From the style of the newer gravestones, and the languages of the writing on them, it was obvious that the cemetery had started marketing to a specific group of recent immigrants. Nothing at all wrong with that, although the mix is a bit jarring. I’m actually impressed that they figured out a way to stay in business for a few more decades.

One of the first jobs my high school history teacher had after he got his PhD was working with road crews who were building an interstate highway (in the 1960s or 1970s, I think). If digging unearthed anything that looked like it might be a grave site, he had to decide whether it was human remains that had to be relocated or was just dirt.

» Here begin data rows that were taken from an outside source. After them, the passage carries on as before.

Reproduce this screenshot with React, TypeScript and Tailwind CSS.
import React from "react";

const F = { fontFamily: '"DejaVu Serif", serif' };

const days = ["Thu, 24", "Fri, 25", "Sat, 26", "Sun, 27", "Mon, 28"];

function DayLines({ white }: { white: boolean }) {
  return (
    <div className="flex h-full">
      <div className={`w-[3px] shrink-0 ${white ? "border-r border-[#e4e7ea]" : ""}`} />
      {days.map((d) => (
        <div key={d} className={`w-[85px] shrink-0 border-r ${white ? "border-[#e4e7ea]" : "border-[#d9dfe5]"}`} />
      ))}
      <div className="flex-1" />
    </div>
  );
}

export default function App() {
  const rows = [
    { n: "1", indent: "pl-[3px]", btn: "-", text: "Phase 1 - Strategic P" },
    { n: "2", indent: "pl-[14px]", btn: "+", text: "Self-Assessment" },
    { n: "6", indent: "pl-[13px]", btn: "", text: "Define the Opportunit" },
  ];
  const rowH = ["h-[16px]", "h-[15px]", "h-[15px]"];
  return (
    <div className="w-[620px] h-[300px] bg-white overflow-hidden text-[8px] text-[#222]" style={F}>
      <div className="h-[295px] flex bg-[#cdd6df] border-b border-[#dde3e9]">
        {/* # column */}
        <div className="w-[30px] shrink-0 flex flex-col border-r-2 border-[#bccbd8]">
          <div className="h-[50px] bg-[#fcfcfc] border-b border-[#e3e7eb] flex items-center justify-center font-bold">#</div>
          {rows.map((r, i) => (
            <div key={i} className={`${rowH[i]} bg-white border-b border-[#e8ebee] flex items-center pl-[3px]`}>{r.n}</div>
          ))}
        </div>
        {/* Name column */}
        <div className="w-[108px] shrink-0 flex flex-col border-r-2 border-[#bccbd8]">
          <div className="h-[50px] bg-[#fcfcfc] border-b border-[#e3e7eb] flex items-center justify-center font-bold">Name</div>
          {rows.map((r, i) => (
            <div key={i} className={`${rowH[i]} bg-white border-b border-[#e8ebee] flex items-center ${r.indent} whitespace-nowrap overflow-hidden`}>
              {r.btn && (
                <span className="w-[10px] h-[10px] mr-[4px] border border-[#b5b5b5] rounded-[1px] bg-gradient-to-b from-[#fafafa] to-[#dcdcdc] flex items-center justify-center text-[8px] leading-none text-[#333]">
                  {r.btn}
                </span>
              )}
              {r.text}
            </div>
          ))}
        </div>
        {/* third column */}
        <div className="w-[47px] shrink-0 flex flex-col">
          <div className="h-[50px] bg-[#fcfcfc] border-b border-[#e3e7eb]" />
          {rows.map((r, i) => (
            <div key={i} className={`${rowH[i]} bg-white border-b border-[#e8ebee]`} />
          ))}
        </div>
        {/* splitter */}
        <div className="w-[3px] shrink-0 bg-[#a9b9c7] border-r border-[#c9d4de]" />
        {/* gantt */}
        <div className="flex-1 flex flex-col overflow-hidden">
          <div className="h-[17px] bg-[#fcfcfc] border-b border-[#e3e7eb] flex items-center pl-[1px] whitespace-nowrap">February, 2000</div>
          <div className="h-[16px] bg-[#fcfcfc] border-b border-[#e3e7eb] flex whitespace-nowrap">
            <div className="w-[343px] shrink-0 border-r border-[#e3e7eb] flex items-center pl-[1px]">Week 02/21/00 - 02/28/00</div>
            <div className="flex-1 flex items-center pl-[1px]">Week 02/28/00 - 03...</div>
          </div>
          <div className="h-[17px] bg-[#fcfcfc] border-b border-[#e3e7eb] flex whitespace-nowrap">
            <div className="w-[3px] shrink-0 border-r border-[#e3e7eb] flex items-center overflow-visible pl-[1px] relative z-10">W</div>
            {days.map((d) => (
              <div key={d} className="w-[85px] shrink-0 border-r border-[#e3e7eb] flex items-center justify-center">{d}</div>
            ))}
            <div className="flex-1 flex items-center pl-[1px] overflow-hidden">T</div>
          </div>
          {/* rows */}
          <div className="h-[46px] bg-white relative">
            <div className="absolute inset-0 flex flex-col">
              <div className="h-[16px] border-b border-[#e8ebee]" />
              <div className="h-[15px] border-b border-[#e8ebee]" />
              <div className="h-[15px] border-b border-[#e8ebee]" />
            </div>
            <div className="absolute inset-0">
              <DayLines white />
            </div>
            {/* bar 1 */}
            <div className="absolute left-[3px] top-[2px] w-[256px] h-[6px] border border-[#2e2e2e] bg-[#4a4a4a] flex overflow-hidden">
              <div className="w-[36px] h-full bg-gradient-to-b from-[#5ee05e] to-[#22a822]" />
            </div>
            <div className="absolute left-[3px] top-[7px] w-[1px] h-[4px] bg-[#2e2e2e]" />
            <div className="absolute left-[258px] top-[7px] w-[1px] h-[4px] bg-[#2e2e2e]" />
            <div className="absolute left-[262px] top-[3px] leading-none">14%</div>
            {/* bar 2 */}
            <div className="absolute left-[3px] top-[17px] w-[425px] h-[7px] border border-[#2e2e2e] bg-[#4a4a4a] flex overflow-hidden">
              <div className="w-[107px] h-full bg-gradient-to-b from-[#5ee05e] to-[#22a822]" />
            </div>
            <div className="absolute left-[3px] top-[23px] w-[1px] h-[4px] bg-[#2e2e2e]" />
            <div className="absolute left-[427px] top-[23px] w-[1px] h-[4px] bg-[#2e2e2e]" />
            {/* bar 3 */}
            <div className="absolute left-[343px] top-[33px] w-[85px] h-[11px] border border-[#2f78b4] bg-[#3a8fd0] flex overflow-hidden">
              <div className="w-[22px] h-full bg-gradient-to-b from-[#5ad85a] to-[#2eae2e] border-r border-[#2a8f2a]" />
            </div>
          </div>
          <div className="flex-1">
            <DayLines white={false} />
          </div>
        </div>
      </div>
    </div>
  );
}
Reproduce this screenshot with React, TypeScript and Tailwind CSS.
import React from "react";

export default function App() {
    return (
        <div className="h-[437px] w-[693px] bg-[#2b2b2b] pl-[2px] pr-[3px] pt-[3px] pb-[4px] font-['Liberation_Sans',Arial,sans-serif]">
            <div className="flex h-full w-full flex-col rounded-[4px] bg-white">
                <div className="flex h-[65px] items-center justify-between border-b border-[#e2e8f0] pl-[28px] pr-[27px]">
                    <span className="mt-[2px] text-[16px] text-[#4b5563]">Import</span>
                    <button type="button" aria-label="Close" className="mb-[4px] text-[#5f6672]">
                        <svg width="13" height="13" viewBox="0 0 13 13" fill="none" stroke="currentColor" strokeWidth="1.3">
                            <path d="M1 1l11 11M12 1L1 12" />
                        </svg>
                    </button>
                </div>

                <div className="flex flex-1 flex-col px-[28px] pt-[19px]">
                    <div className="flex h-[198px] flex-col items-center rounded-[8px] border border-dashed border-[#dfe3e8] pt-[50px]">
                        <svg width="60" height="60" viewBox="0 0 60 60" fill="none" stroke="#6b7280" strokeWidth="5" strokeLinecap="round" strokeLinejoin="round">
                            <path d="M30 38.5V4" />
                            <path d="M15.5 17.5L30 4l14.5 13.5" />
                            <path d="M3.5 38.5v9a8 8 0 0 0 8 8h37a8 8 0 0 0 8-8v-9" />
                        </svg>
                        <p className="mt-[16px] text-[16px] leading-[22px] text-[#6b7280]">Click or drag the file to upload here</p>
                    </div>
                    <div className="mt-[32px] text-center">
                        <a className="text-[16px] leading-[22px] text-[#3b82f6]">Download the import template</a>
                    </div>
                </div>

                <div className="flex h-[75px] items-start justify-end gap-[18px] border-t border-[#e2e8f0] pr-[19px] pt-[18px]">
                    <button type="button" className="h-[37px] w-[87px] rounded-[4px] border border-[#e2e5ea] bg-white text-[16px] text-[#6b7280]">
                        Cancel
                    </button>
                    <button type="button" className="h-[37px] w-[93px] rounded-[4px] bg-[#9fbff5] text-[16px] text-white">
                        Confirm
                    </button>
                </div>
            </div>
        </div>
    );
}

From where do you get this distinction? Merriam-Webster and I treat them as synonymous and I’ve never heard of anyone who drew the line you are drawing.

ETA: Snopes says there was a meme making your claim but that it’s false, and they cite to Merriam-Webster too.

And if the family refuses, you might get this: grave in road - Google Search

@Tired_and_Cranky Well, according to Snopes, there were some differences in times past, that went away in recent centuries. But it was never so clear cut as I averred. So consider me re-educated on the topic. Thanks for fighting my ignorance!

“Today, the difference between graveyards and cemeteries is non-existent. Historical differences existed between churchyards and cemeteries that gradually went away in modern day usage.”

Had you noted the difference between churchyards and cemeteries, I would not have been so surprised.

What happens to irregular dead people?

And, two different cemeteries have been relocated in order to make room for O’Hare International Airport – one in the 1950s, and another just a few years ago (to clear room for new runway construction). A third cemetery is still on the airport’s property.